» **Interface markup and scripts**

────────────────

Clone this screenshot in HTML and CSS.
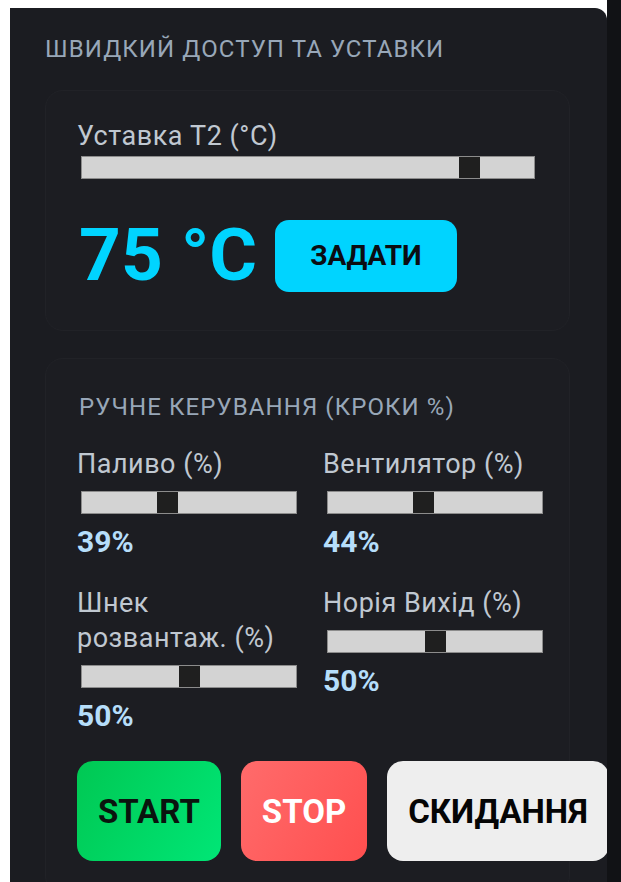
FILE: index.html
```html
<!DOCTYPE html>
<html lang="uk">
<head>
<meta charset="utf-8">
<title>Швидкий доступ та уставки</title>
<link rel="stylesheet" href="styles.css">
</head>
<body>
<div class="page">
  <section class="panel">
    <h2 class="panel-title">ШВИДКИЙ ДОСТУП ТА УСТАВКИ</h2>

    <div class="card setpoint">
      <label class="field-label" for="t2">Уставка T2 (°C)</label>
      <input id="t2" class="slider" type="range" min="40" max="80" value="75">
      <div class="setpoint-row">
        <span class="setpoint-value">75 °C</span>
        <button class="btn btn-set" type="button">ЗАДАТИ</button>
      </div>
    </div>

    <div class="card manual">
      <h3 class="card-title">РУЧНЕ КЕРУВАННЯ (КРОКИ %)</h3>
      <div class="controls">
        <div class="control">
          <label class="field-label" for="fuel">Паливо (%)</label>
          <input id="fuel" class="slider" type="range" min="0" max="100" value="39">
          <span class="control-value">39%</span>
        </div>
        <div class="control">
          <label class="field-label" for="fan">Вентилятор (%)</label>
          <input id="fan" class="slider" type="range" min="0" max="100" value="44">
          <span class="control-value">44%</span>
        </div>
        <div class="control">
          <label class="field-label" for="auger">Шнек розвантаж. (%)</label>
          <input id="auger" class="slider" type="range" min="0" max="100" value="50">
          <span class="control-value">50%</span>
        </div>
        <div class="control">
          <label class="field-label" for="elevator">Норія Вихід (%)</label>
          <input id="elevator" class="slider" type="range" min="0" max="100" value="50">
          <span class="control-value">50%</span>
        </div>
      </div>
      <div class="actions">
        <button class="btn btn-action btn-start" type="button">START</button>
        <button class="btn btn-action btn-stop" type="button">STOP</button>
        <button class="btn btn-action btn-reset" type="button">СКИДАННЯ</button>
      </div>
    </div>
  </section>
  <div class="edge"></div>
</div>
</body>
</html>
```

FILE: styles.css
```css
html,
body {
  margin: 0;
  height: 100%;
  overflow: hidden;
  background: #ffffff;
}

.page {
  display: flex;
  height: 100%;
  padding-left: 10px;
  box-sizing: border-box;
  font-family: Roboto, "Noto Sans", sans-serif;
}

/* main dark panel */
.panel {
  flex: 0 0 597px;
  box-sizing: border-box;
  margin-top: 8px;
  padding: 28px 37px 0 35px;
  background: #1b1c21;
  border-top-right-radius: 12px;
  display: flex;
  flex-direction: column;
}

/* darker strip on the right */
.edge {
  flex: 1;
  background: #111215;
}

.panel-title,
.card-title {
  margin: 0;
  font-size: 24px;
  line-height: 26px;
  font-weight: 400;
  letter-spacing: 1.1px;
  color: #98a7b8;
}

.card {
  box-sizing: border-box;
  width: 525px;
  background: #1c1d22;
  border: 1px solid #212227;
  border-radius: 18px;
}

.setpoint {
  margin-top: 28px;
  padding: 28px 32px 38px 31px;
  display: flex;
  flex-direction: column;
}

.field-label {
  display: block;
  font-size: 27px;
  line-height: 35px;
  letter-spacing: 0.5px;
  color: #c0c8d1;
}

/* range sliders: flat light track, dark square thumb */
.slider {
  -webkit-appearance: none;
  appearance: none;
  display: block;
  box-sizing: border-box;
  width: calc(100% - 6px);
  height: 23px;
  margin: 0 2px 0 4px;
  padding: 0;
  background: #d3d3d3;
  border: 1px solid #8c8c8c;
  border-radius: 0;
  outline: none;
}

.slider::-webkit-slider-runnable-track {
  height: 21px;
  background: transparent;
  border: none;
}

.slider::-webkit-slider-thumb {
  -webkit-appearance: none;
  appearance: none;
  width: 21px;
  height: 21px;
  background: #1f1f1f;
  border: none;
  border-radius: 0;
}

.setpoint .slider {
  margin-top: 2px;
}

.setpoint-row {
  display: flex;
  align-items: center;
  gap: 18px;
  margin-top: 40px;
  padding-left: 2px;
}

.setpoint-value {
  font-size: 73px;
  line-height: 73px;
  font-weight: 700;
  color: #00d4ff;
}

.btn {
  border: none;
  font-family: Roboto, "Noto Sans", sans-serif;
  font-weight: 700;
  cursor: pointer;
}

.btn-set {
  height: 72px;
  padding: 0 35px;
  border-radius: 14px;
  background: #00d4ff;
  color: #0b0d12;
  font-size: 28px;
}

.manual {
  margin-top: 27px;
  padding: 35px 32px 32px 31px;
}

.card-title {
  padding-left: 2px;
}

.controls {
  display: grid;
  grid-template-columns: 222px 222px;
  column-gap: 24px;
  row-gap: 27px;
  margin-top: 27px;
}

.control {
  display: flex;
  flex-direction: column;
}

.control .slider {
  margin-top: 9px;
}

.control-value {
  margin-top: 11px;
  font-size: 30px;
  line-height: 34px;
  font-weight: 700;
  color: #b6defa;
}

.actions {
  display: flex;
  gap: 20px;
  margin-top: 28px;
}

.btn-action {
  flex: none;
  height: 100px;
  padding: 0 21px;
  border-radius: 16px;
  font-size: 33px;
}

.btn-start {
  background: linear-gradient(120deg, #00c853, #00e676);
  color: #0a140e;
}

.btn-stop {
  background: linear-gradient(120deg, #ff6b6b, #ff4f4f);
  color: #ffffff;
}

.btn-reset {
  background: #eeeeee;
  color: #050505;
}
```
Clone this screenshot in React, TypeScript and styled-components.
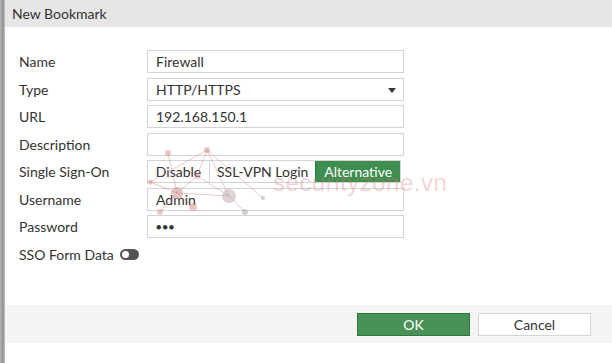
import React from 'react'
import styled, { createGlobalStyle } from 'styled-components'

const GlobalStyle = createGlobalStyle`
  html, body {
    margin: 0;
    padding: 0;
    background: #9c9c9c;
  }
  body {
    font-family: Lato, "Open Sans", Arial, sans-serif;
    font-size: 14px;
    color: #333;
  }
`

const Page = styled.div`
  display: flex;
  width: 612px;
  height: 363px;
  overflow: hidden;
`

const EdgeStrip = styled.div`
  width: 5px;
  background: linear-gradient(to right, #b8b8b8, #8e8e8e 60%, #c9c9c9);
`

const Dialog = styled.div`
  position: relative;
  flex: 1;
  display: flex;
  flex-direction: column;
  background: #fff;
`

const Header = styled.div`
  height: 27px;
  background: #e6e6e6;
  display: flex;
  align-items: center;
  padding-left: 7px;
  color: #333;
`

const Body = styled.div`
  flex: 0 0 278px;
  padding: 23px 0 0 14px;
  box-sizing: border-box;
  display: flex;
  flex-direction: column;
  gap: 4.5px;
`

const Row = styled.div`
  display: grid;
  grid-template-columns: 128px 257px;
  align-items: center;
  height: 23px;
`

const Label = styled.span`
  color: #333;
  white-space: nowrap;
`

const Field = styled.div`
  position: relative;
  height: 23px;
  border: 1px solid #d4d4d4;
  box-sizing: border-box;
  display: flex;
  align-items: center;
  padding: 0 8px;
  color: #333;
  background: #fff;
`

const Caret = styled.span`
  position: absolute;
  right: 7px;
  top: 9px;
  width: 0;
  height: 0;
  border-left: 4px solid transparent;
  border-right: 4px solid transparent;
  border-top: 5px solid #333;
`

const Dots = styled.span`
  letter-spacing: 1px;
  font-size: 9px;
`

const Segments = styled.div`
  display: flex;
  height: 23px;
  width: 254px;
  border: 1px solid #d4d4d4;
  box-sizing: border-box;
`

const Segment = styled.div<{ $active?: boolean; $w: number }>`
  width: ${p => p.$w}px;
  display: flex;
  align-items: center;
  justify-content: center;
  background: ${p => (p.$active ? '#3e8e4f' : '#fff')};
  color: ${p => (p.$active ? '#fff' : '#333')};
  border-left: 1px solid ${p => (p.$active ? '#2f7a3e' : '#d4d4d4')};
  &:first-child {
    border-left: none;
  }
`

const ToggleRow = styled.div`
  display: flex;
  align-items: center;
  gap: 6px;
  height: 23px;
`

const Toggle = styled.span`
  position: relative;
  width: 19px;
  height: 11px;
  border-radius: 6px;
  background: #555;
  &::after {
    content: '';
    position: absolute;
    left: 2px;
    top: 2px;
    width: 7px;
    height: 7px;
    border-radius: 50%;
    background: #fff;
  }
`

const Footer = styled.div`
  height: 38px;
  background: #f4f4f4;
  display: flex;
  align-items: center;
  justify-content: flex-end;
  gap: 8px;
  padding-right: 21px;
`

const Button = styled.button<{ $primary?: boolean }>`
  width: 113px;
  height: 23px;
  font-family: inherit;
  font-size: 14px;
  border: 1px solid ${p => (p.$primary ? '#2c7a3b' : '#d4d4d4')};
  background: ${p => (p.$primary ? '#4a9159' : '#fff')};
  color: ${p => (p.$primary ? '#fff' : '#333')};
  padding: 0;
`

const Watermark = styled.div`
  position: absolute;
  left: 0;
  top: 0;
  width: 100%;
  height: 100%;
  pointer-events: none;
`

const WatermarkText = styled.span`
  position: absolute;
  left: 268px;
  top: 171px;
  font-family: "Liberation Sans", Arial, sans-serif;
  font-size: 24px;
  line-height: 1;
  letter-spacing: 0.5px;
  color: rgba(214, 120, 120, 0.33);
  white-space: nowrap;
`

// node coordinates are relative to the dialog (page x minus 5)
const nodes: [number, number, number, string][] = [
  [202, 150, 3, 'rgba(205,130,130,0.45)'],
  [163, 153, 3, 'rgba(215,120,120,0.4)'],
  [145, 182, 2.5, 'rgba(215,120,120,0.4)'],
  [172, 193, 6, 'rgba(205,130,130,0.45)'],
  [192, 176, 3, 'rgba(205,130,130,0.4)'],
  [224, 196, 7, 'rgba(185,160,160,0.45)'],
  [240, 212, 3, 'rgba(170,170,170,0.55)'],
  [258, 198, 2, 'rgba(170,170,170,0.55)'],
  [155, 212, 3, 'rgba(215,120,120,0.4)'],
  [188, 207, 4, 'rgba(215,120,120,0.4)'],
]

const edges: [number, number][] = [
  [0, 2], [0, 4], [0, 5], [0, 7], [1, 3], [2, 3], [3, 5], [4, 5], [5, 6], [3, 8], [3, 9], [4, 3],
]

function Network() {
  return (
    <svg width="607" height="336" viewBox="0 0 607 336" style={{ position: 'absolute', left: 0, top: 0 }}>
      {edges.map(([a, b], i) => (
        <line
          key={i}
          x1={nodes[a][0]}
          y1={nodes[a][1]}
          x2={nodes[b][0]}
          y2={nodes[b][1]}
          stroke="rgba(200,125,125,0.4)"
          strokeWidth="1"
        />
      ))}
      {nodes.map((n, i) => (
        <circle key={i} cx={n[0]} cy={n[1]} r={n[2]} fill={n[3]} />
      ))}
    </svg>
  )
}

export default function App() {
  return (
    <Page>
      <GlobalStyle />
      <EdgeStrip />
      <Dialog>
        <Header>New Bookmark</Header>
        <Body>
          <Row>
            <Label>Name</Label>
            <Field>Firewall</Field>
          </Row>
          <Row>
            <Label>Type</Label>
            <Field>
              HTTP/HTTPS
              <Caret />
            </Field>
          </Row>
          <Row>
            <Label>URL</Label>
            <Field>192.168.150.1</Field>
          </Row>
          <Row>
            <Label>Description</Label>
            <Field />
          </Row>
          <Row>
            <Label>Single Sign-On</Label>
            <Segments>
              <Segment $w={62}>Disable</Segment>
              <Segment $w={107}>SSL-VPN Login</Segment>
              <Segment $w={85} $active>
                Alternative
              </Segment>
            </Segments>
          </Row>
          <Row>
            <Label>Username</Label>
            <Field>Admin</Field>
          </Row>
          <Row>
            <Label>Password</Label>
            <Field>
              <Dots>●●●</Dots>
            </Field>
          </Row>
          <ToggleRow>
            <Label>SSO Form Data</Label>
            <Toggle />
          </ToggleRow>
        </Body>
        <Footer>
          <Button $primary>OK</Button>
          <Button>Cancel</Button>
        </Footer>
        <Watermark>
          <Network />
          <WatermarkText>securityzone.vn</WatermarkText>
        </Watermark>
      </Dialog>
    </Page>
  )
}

────────────────

» **What you are asked to do**
From the listing above, collect every line that mentions the word "this".

» **Answer to the exercise**
Clone this screenshot in HTML and CSS.
Clone this screenshot in React, TypeScript and styled-components.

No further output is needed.